Second, you can support your friend without becoming a full-time wedding correspondent. It’s okay to celebrate loudly and still set small boundaries—like not responding to every planning poll immediately, or steering the chat back to everyday life sometimes. Friendship doesn’t have to become a single-topic channel just because one person’s in a big season.

Small moves that keep the chat feeling like “us”

If the thread starts feeling lopsided, the fix often isn’t a dramatic confrontation. It’s small acts of balance. Ask about the engagement, yes, but also ask about her work stress, her family stuff, the show you’re all watching—whatever keeps her a whole person, not just a fiancé(e) with a ring.

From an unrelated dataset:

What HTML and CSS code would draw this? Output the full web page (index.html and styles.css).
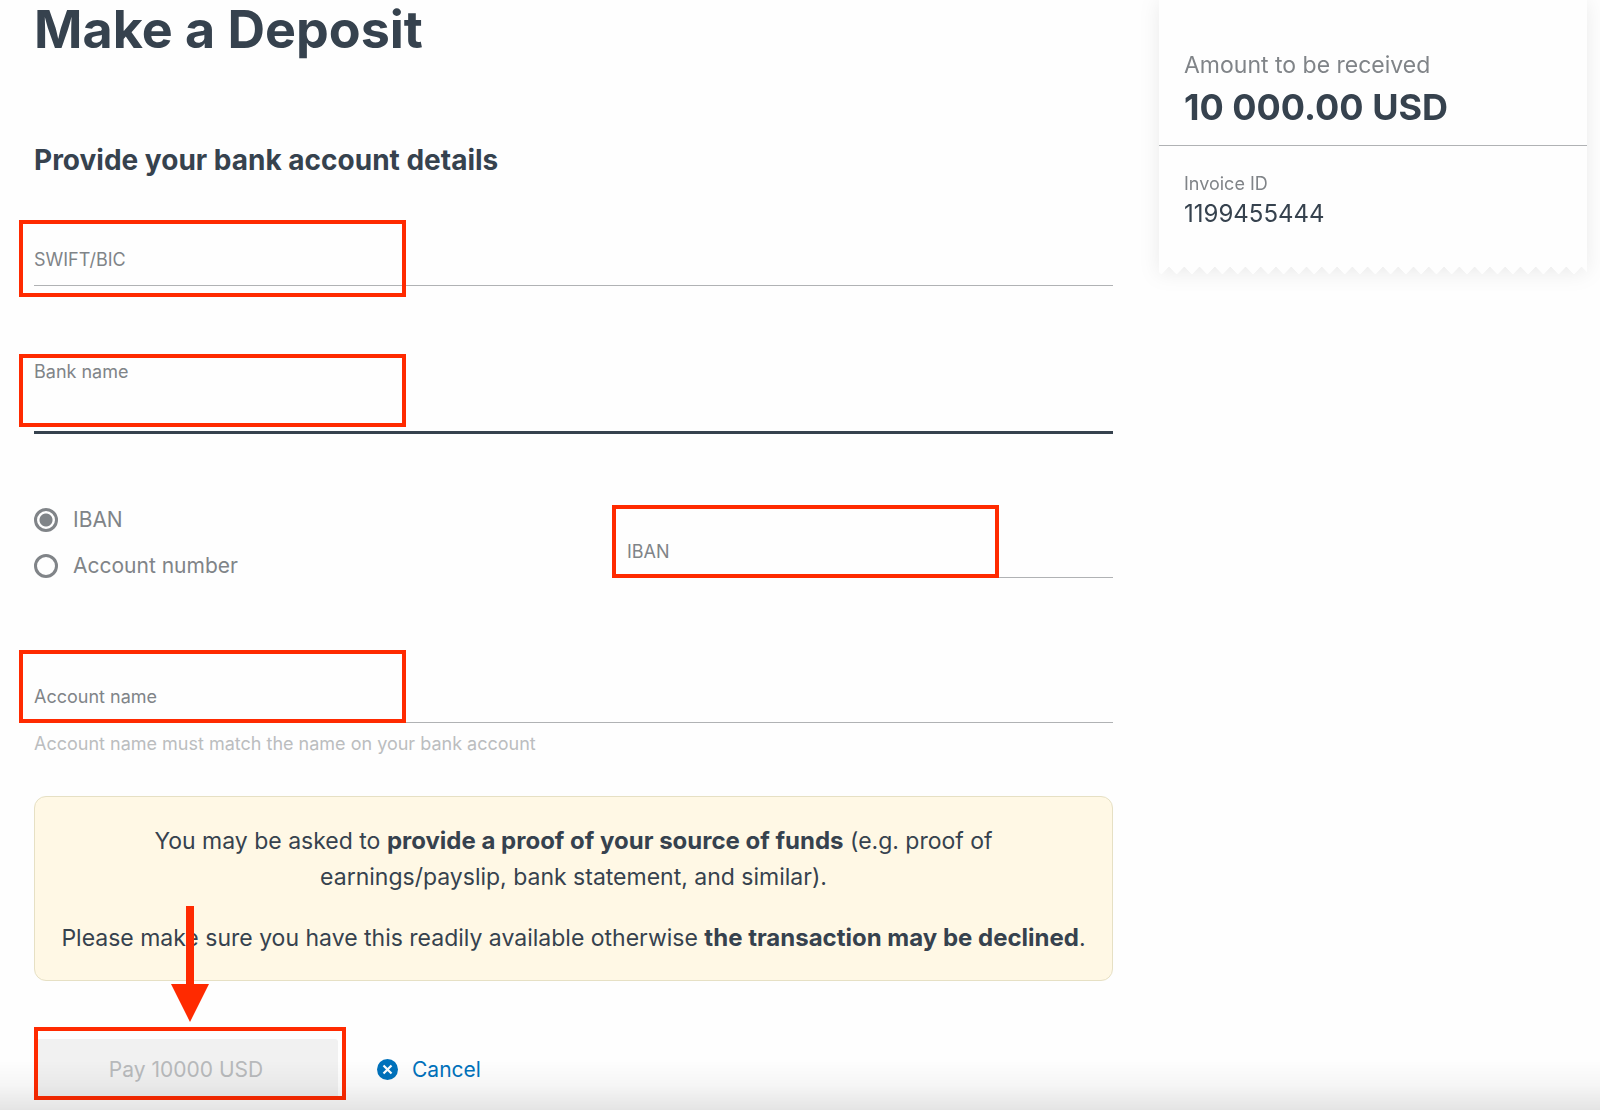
FILE: index.html
```html
<!DOCTYPE html>
<html lang="en">
<head>
    <meta charset="UTF-8">
    <meta name="viewport" content="width=device-width, initial-scale=1.0">
    <title>Make a Deposit</title>
    <link rel="stylesheet" href="styles.css">
</head>
<body>

<div class="page">
    <main>
        <h1>Make a Deposit</h1>

        <form class="deposit-form">
            <h2>Provide your bank account details</h2>

            <div class="field">
                <label for="swift">SWIFT/BIC</label>
                <input type="text" id="swift" name="swift">
                <span class="highlight highlight-swift"></span>
            </div>

            <div class="field field-active">
                <label for="bank">Bank name</label>
                <input type="text" id="bank" name="bank">
                <span class="highlight highlight-bank"></span>
            </div>

            <div class="account-row">
                <div class="options">
                    <label class="option"><input type="radio" name="type" value="iban" checked> IBAN</label>
                    <label class="option"><input type="radio" name="type" value="number"> Account number</label>
                </div>
                <div class="field">
                    <label for="iban">IBAN</label>
                    <input type="text" id="iban" name="iban">
                    <span class="highlight"></span>
                </div>
            </div>

            <div class="field">
                <label for="account-name">Account name</label>
                <input type="text" id="account-name" name="account-name">
                <span class="highlight"></span>
            </div>
            <p class="hint">Account name must match the name on your bank account</p>

            <div class="notice">
                <p>You may be asked to <strong>provide a proof of your source of funds</strong> (e.g. proof of<br> earnings/payslip, bank statement, and similar).</p>
                <p>Please make sure you have this readily available otherwise <strong>the transaction may be declined</strong>.</p>
            </div>

            <div class="actions">
                <div class="pay">
                    <button type="submit" class="pay-button" disabled>Pay 10000 USD</button>
                    <span class="highlight highlight-pay"></span>
                    <svg class="arrow" width="38" height="116" viewBox="0 0 38 116">
                        <path d="M15 0h8v78h15L19 116 0 78h15z" fill="#ff2a00"/>
                    </svg>
                </div>
                <a href="#" class="cancel">
                    <svg width="21" height="21" viewBox="0 0 21 21">
                        <circle cx="10.5" cy="10.5" r="10.5" fill="#0072bc"/>
                        <path d="M6.5 6.5l8 8M14.5 6.5l-8 8" stroke="#fff" stroke-width="2.2"/>
                    </svg>
                    Cancel
                </a>
            </div>
        </form>
    </main>

    <aside class="receipt">
        <div class="receipt-body">
            <div class="amount">
                <p class="amount-label">Amount to be received</p>
                <p class="amount-value">10 000.00 USD</p>
            </div>
            <div class="invoice">
                <p class="invoice-label">Invoice ID</p>
                <p class="invoice-value">1199455444</p>
            </div>
        </div>
    </aside>
</div>

<div class="bottom-fade"></div>

</body>
</html>
```
FILE: styles.css
```css
* {
    box-sizing: border-box;
}

body {
    margin: 0;
    background: #fefefe;
    color: #36424e;
    font-family: Inter, "Liberation Sans", sans-serif;
    font-size: 24px;
}

h1, h2, p {
    margin: 0;
}

.page {
    display: grid;
    grid-template-columns: minmax(0, 1fr) 428px;
    gap: 46px;
    align-items: start;
    padding: 0 13px 0 34px;
}

h1 {
    font-size: 52px;
    line-height: 60px;
    font-weight: 700;
}

h2 {
    margin: 82px 0 34px;
    font-size: 28px;
    line-height: 36px;
    font-weight: 700;
}

/* fields */
.field {
    position: relative;
    display: grid;
    height: 74px;
}

.field label {
    grid-area: 1 / 1;
    align-self: end;
    padding-bottom: 14px;
    font-size: 18px;
    line-height: 24px;
    color: #808488;
}

.field input {
    grid-area: 1 / 1;
    width: 100%;
    padding: 24px 0 0;
    border: 0;
    border-bottom: 1px solid #b0b2b4;
    background: transparent;
    color: inherit;
    font: inherit;
    outline: none;
}

.field-active {
    margin-top: 74px;
}

.field-active label {
    align-self: start;
    padding-bottom: 0;
}

.field-active input {
    border-bottom: 3px solid #36424e;
}

.account-row {
    display: grid;
    grid-template-columns: 1fr 486px;
    margin: 70px 0 67px;
}

.options {
    display: flex;
    flex-direction: column;
    gap: 14px;
}

.option {
    display: flex;
    align-items: center;
    gap: 15px;
    font-size: 21px;
    line-height: 32px;
    color: #808488;
}

.option input {
    appearance: none;
    width: 24px;
    height: 24px;
    margin: 0;
    border: 3px solid #808488;
    border-radius: 50%;
}

.option input:checked {
    background: radial-gradient(circle, #808488 6px, transparent 7px);
}

.hint {
    margin-top: 9px;
    font-size: 18px;
    line-height: 24px;
    color: #bbbdbf;
}

.notice {
    margin-top: 40px;
    padding: 26px 20px 24px;
    border: 1px solid #e6e0c4;
    border-radius: 12px;
    background: #fff8e5;
    font-size: 23px;
    line-height: 36px;
    text-align: center;
}

.notice strong {
    font-size: 24px;
}

.notice p + p {
    margin-top: 25px;
}

/* buttons */
.actions {
    display: flex;
    align-items: center;
    gap: 39px;
    margin-top: 58px;
    font-size: 21px;
}

.pay {
    position: relative;
}

.pay-button {
    display: block;
    width: 304px;
    height: 61px;
    border: 0;
    border-radius: 3px;
    background: #f1f1f1;
    color: #b8babc;
    font: inherit;
}

.cancel {
    display: flex;
    align-items: center;
    gap: 14px;
    color: #0072bc;
    text-decoration: none;
}

/* red marks */
.highlight {
    position: absolute;
    top: 1px;
    left: -15px;
    width: 387px;
    height: 73px;
    border: 4px solid #ff2a00;
    pointer-events: none;
}

.highlight-swift {
    top: 8px;
    height: 77px;
}

.highlight-bank {
    top: -6px;
}

.highlight-pay {
    top: -12px;
    left: 0;
    width: 312px;
}

.arrow {
    position: absolute;
    top: -133px;
    left: 137px;
    pointer-events: none;
}

/* receipt */
.receipt {
    filter: drop-shadow(0 2px 10px rgba(0, 0, 0, 0.08));
}

.receipt-body {
    padding-bottom: 43px;
    background: #fefefe;
    /* straight body plus a row of teeth along the bottom */
    mask:
        linear-gradient(#000, #000) 0 0 / 100% calc(100% - 7px) no-repeat,
        conic-gradient(from -45deg at 50% 100%, #000 90deg, transparent 0) 10px 100% / calc(100% / 28) 7px repeat-x;
}

.amount {
    padding: 48px 25px 13px;
    border-bottom: 1px solid #b0b2b4;
}

.amount-label {
    font-size: 23px;
    line-height: 34px;
    color: #808488;
}

.amount-value {
    font-size: 36px;
    line-height: 50px;
    font-weight: 700;
}

.invoice {
    padding: 25px 25px 0;
}

.invoice-label {
    font-size: 18px;
    line-height: 26px;
    color: #808488;
}

.invoice-value {
    line-height: 34px;
}

/* shade at the bottom edge of the window */
.bottom-fade {
    position: fixed;
    left: 0;
    right: 0;
    bottom: 0;
    height: 50px;
    background: linear-gradient(transparent, rgba(0, 0, 0, 0.03) 50%, rgba(0, 0, 0, 0.1));
    pointer-events: none;
}
```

You can also keep your own presence steady. Send the meme. Share the update. Suggest the low-key hangout that has nothing to do with wedding planning. Group chats stay healthy when they remember they’re allowed to be boring, funny, and ordinary.

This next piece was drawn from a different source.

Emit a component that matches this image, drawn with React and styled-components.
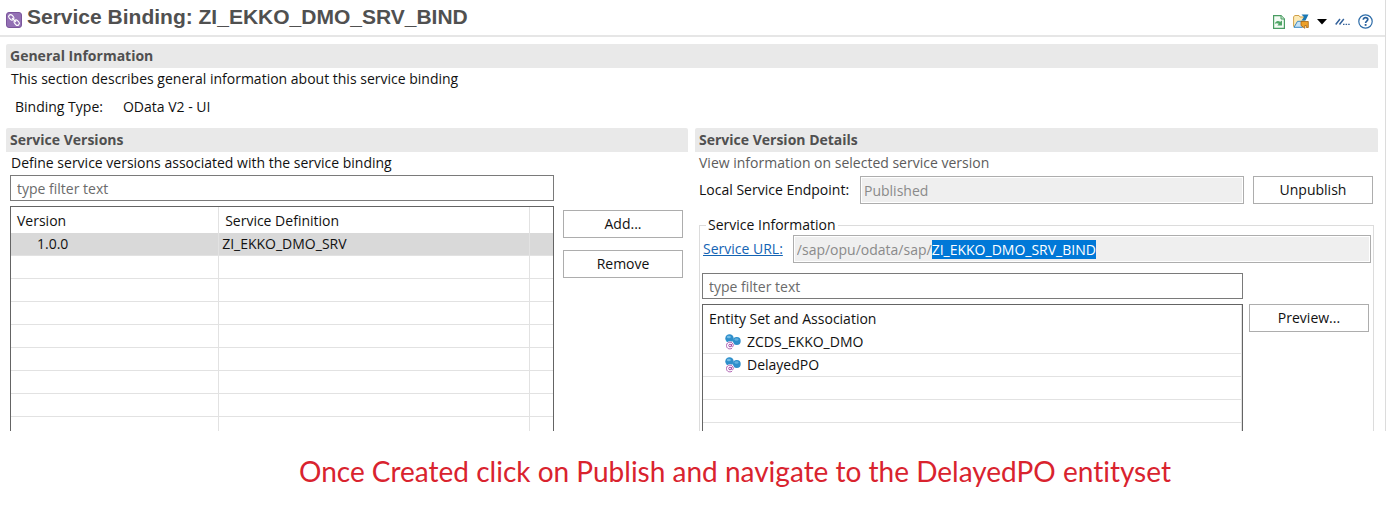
import React, { useEffect, useRef } from "react";
import styled, { createGlobalStyle } from "styled-components";

const GlobalStyle = createGlobalStyle`
  *, *::before, *::after { box-sizing: border-box; }
  body {
    margin: 0;
    background: #fff;
    color: #111;
    font-family: "Open Sans", "Noto Sans", sans-serif;
    font-size: 14px;
    line-height: 20px;
  }
  button, input { font: inherit; }
`;

const Editor = styled.main`
  margin-right: 7px;
  border-right: 1px solid #dcdcdc;
`;

const Header = styled.header`
  display: flex;
  align-items: center;
  justify-content: space-between;
  height: 37px;
  padding: 0 12px 0 6px;
  border-bottom: 2px solid #e6e6e6;
`;

const TitleGroup = styled.div`
  display: flex;
  align-items: center;
  gap: 5px;
  svg { margin-top: 4px; }
`;

const Title = styled.h1`
  margin: 0;
  color: #505050;
  font-family: "Liberation Sans", Arial, sans-serif;
  font-size: 21px;
  font-weight: 700;
  line-height: 24px;
  padding-bottom: 2px;
`;

const Toolbar = styled.div`
  display: flex;
  align-items: center;
  gap: 8px;
  padding-top: 8px;
`;

const ToolButton = styled.button`
  display: flex;
  padding: 0;
  border: 0;
  background: none;
`;

const Body = styled.div`
  padding: 7px 7px 0 6px;
`;

const SectionTitle = styled.h2`
  margin: 0;
  padding: 0 4px;
  border-radius: 2px 2px 0 0;
  background: #e9e9e9;
  color: #505050;
  font-size: 14px;
  font-weight: 700;
  line-height: 24px;
`;

const Description = styled.p`
  margin: 0;
  padding: 1px ${(p) => (p.$muted ? 4 : 5)}px 2px;
  color: ${(p) => (p.$muted ? "#5c5c5c" : "#111")};
`;

const BindingType = styled.dl`
  display: flex;
  gap: 20px;
  margin: 0;
  padding: 6px 9px 11px;
  dd { margin: 0; }
`;

const Columns = styled.div`
  display: grid;
  grid-template-columns: minmax(0, 1fr) calc(50% - 3px);
  gap: 7px;
`;

const Workspace = styled.div`
  display: grid;
  grid-template-columns: minmax(0, 1fr) 120px;
  column-gap: ${(p) => p.$gap}px;
  padding: ${(p) => p.$pad};
`;

const Stack = styled.div`
  display: flex;
  flex-direction: column;
  gap: 5px;
`;

const Actions = styled.div`
  display: flex;
  flex-direction: column;
  gap: 12px;
  padding-top: ${(p) => p.$top}px;
`;

const Button = styled.button`
  width: 120px;
  height: 28px;
  padding: 0;
  border: 1px solid #adadad;
  background: #fff;
  color: #111;
`;

const FilterInput = styled.input`
  width: 100%;
  height: 26px;
  padding: 0 6px;
  border: 1px solid #7a7a7a;
  background: #fff;
  &::placeholder { color: #6b6b6b; opacity: 1; }
`;

const ReadOnlyInput = styled.input`
  flex: 1;
  min-width: 0;
  height: 28px;
  padding: 0 3px;
  border: 1px solid #adadad;
  outline: 0;
  background: #efefef;
  box-shadow: inset 0 0 0 1px #fff;
  color: #8a8a8a;
  &::selection { background: #0078d7; color: #fff; }
`;

const Table = styled.table`
  width: 100%;
  table-layout: fixed;
  border: 1px solid #646464;
  border-bottom: 0;
  border-spacing: 0;
`;

const HeadCell = styled.th`
  height: 26px;
  padding: 2px 6px 0;
  border-right: 1px solid #e2e2e2;
  font-weight: 400;
  text-align: left;
  &:last-child { border-right-width: ${(p) => (p.$edge ? 1 : 0)}px; }
`;

const Row = styled.tr`
  height: ${(p) => (p.$short ? p.$short : 23)}px;
  background: ${(p) => (p.$selected ? "#d9d9d9" : "#fff")};
`;

const Cell = styled.td`
  padding: 0 0 0 ${(p) => p.$indent || 3}px;
  border-right: 1px solid #e2e2e2;
  border-bottom: ${(p) => (p.$open ? 0 : 1)}px solid #e2e2e2;
  line-height: 22px;
  &:last-child { border-right-width: ${(p) => (p.$edge ? 1 : 0)}px; }
`;

const EntityName = styled.span`
  display: flex;
  align-items: center;
  gap: 6px;
`;

const Endpoint = styled.div`
  display: flex;
  align-items: center;
  padding: 1px 5px 0 4px;
  gap: 9px;
  label { width: 152px; }
`;

const ServiceGroup = styled.fieldset`
  min-width: 0;
  margin: 11px 4px 0;
  padding: 0;
  border: 1px solid #dcdcdc;
  border-bottom: 0;
`;

const Legend = styled.legend`
  margin-left: 6px;
  padding: 0 2px;
`;

const UrlRow = styled.div`
  display: flex;
  align-items: center;
  gap: 10px;
  padding: 0 2px 0 3px;
`;

const UrlLink = styled.a`
  color: #1464b4;
`;

const Caption = styled.p`
  margin: 0;
  padding: 20px 0 20px 77px;
  color: #d9232e;
  font-family: Lato, Calibri, sans-serif;
  font-size: 28px;
  font-variant-ligatures: none;
  line-height: 40px;
  text-align: center;
`;

const BindingIcon = () => (
  <svg width="16" height="16" viewBox="0 0 16 16" aria-hidden="true">
    <rect x="0.5" y="0.5" width="15" height="15" rx="2.5" fill="#9370b4" stroke="#7b559b" />
    <g fill="none" stroke="#fff" strokeWidth="1.1">
      <rect x="2.400" y="3.300" width="5.800" height="4" rx="2" transform="rotate(45 5.300 5.300)" />
      <rect x="7.800" y="8.700" width="5.800" height="4" rx="2" transform="rotate(45 10.700 10.700)" />
      <path d="M6 6l4 4" />
    </g>
  </svg>
);

const RefreshIcon = () => (
  <svg width="12" height="14" viewBox="0 0 12 14" aria-hidden="true">
    <path d="M.6.6H8L11.400 4v9.400H.6z" fill="#f3fbf4" stroke="#4a9d62" strokeWidth="1.2" />
    <path d="M8 .7V4h3.3" fill="#cde8d3" stroke="#4a9d62" />
    <path d="M1.800 8.800C2.600 6 5 5.200 7.300 6.800L9 5.400v5H4.300l1.500-1.600C4.500 7.900 3 7.900 1.800 8.800z" fill="#4fa566" />
  </svg>
);

const ShareIcon = () => (
  <svg width="16" height="15" viewBox="0 0 16 15" aria-hidden="true">
    <path d="M.6 12.400V2.600L2 1.500h4l1 1.500h4v9.400z" fill="#fdeab5" stroke="#d0a04a" />
    <path d="M1 13.300l3.500-6h5v6z" fill="#c4e2f7" stroke="#3a87c0" />
    <path d="M8.500.5H15.500L12.500 6.500H8.500L11 3z" fill="#1b78b4" />
    <path d="M8 7.500h7.300v6h-2v-2h-1.500v2.800L8 11.500z" fill="#eda12a" stroke="#a8650e" strokeWidth=".8" />
  </svg>
);

const CaretIcon = () => (
  <svg width="10" height="6" viewBox="0 0 10 6" aria-hidden="true">
    <path d="M0 0h10L5 5.500z" fill="#000" />
  </svg>
);

const LinesIcon = () => (
  <svg width="15" height="8" viewBox="0 0 15 8" aria-hidden="true">
    <path d="M.7 6.500L5 1M4.500 6.500L8.800 1" stroke="#34629b" strokeWidth="1.500" />
    <path d="M8 6.300h1.500M10.600 6.300h1.500M13.200 6.300h1.500" stroke="#34629b" strokeWidth="1.200" />
  </svg>
);

const HelpIcon = () => (
  <svg width="15" height="15" viewBox="0 0 15 15" aria-hidden="true">
    <circle cx="7.500" cy="7.500" r="6.700" fill="#fff" stroke="#2d6ca8" strokeWidth="1.200" />
    <path d="M5.300 5.800c0-3 4.500-2.700 4.500-.2 0 1.500-2.200 1.500-2.200 3.300" fill="none" stroke="#28609c" strokeWidth="1.700" />
    <rect x="6.700" y="10" width="1.800" height="1.800" fill="#28609c" />
  </svg>
);

const EntityIcon = () => (
  <svg width="16" height="16" viewBox="0 0 16 16" aria-hidden="true">
    <circle cx="4.500" cy="4.500" r="4.200" fill="#2e8fcb" />
    <circle cx="11.800" cy="7" r="3.900" fill="#2e8fcb" />
    <ellipse cx="3.800" cy="3" rx="2" ry="1.300" fill="#74bce6" />
    <ellipse cx="11.500" cy="5.500" rx="2" ry="1.200" fill="#62b1e0" />
    <circle cx="5" cy="11.500" r="4.300" fill="#fff" />
    <circle cx="5" cy="11.500" r="1.300" fill="none" stroke="#a54ca8" />
    <path d="M6.500 10v2.300c.3 1 1.800.5 1.800-.8 0-4.500-6.800-4.400-6.800 0 0 3.300 3.200 4 5.500 2.800" fill="none" stroke="#a54ca8" strokeWidth=".9" />
  </svg>
);

const EMPTY_ROWS = [0, 1, 2, 3, 4, 5, 6];
const ENTITIES = ["ZCDS_EKKO_DMO", "DelayedPO"];
const SERVICE_URL = "/sap/opu/odata/sap/ZI_EKKO_DMO_SRV_BIND";

function ServiceVersions() {
  return (
    <section>
      <SectionTitle>Service Versions</SectionTitle>
      <Description>Define service versions associated with the service binding</Description>
      <Workspace $gap={9} $pad="0 5px 0 4px">
        <Stack>
          <FilterInput aria-label="Filter versions" placeholder="type filter text" />
          <Table>
            <colgroup>
              <col style={{ width: "38.4%" }} />
              <col />
              <col style={{ width: 23 }} />
            </colgroup>
            <thead>
              <tr>
                <HeadCell>Version</HeadCell>
                <HeadCell>Service Definition</HeadCell>
                <HeadCell />
              </tr>
            </thead>
            <tbody>
              <Row $selected>
                <Cell $indent={26}>1.0.0</Cell>
                <Cell>ZI_EKKO_DMO_SRV</Cell>
                <Cell />
              </Row>
              {EMPTY_ROWS.map((n) => (
                <Row key={n}><Cell /><Cell /><Cell /></Row>
              ))}
              <Row $short={14}><Cell $open /><Cell $open /><Cell $open /></Row>
            </tbody>
          </Table>
        </Stack>
        <Actions $top={35}>
          <Button type="button">Add...</Button>
          <Button type="button">Remove</Button>
        </Actions>
      </Workspace>
    </section>
  );
}

function ServiceVersionDetails() {
  const urlRef = useRef(null);
  useEffect(() => {
    const input = urlRef.current;
    input.focus({ preventScroll: true });
    input.setSelectionRange(SERVICE_URL.lastIndexOf("/") + 1, SERVICE_URL.length);
  }, []);

  return (
    <section>
      <SectionTitle>Service Version Details</SectionTitle>
      <Description $muted>View information on selected service version</Description>
      <Endpoint>
        <label htmlFor="endpoint">Local Service Endpoint:</label>
        <ReadOnlyInput id="endpoint" readOnly value="Published" />
        <Button type="button">Unpublish</Button>
      </Endpoint>
      <ServiceGroup>
        <Legend>Service Information</Legend>
        <UrlRow>
          <UrlLink href="#service" id="service-url">Service URL:</UrlLink>
          <ReadOnlyInput ref={urlRef} aria-labelledby="service-url" readOnly value={SERVICE_URL} />
        </UrlRow>
        <Workspace $gap={6} $pad="10px 4px 0 2px">
          <Stack>
            <FilterInput aria-label="Filter entity sets" placeholder="type filter text" />
            <Table>
              <thead>
                <tr><HeadCell $edge>Entity Set and Association</HeadCell></tr>
              </thead>
              <tbody>
                {ENTITIES.map((name) => (
                  <Row key={name}>
                    <Cell $indent={22} $edge>
                      <EntityName><EntityIcon />{name}</EntityName>
                    </Cell>
                  </Row>
                ))}
                <Row><Cell $edge /></Row>
                <Row><Cell $edge /></Row>
                <Row $short={8}><Cell $edge $open /></Row>
              </tbody>
            </Table>
          </Stack>
          <Actions $top={31}>
            <Button type="button">Preview...</Button>
          </Actions>
        </Workspace>
      </ServiceGroup>
    </section>
  );
}

export default function App() {
  return (
    <>
      <GlobalStyle />
      <Editor>
        <Header>
          <TitleGroup>
            <BindingIcon />
            <Title>Service Binding: ZI_EKKO_DMO_SRV_BIND</Title>
          </TitleGroup>
          <Toolbar>
            <ToolButton type="button" aria-label="Refresh"><RefreshIcon /></ToolButton>
            <ToolButton type="button" aria-label="Share"><ShareIcon /></ToolButton>
            <ToolButton type="button" aria-label="More options"><CaretIcon /></ToolButton>
            <ToolButton type="button" aria-label="Show path"><LinesIcon /></ToolButton>
            <ToolButton type="button" aria-label="Help"><HelpIcon /></ToolButton>
          </Toolbar>
        </Header>
        <Body>
          <section>
            <SectionTitle>General Information</SectionTitle>
            <Description>This section describes general information about this service binding</Description>
            <BindingType>
              <dt>Binding Type:</dt>
              <dd>OData V2 - UI</dd>
            </BindingType>
          </section>
          <Columns>
            <ServiceVersions />
            <ServiceVersionDetails />
          </Columns>
        </Body>
      </Editor>
      <Caption>Once Created click on Publish and navigate to the DelayedPO entityset</Caption>
    </>
  );
}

And if you’re the one feeling left behind, you’re not broken

There’s a particular kind of loneliness that can show up when someone else’s life “moves forward” in a visible way. It can feel like standing on a platform while a train you didn’t board starts pulling away. But that metaphor leaves out something important: you’re not late, and there isn’t one train.

If you need a little extra support, it’s okay to take it outside the group chat. Talk to a friend one-on-one, journal it out, or say to someone you trust, “I’m happy for her, but this stirred up stuff for me.” That’s not drama; that’s emotional maintenance.

The group chat isn’t ruined, it’s just growing up in real time

Most friend groups don’t break because someone gets engaged. They break when nobody makes room for the new chapter and the old rhythms at the same time. The good news is that you can usually feel the difference early—right when the chat starts to feel different—and that’s your cue to be intentional.

Your friend’s engagement is big news, but it doesn’t have to swallow the whole friendship. With a little care, the chat can hold the excitement and still make space for everyone else’s lives, too. Honestly, it’s kind of comforting: it means your group is real enough to change and still stick together.